JK’S Economic Downfall

April 13, 2017 0 Comments EDITORIAL 183 Views
JK’S Economic Downfall

As per the latest state economic survey (for year 2016), Jammu and Kashmir suffered a loss of over Rs 16000 crore. This is what has been put in the survey report, prepared by the government, which as a matter of fact is prepared every year. The survey apparently mentions the factors that led to the economic loss – continuous shutdowns due to curfews and hartals. The report raises some important and relevant questions with this need to put the matters in right perspective. First of all it is a government survey report. Although the state government can do fact-finding with some precision of departmental economic losses and gains, it cannot extrapolate these findings to cover the entire sectors.

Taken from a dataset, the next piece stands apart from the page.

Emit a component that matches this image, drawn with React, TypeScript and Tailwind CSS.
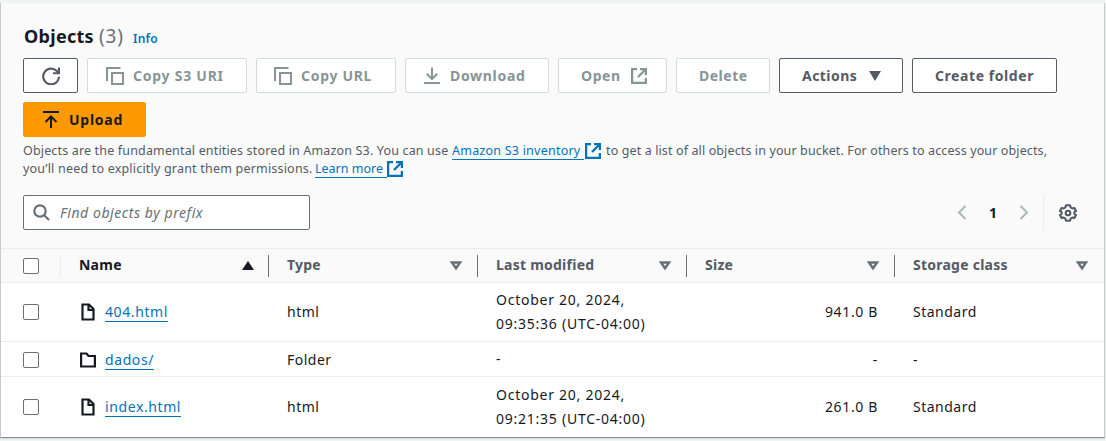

Most of the losses that the state government can actually record are departmental losses. Although estimates could be made in areas where public and private enterprises form the complete sector, the findings won’t be absolute but based on approximations. Calculation of real economic loss in the state therefore remains a mystery unless government starts an extensive exercise of reaching both public and private enterprises. Although government may take input from different trade bodies but the trade bodies themselves are loosely held conglomerates with their respective sectors mostly unorganized. For instance the government does not have absolute data on private transport service providers but estimates on their number and average daily loss suffered by them individually. The real loss may show fluctuation and difference, which could be minimized if the government had put in place a system of proper registration and financial strength. The problem with the government approach is that the economic loss may not reflect real losses that are mostly suffered by private players either due to the sectors being unorganized or no effort made by the government to register the losses under a centralized system. There is a need for linking private enterprises and the work force in private sector with a centralized system so that actual data can be had. In Kashmir region, it is a challenge for government to know the real economic loss suffered by the people, a large section of whom work and function outside the systems that can be monitored by the administration.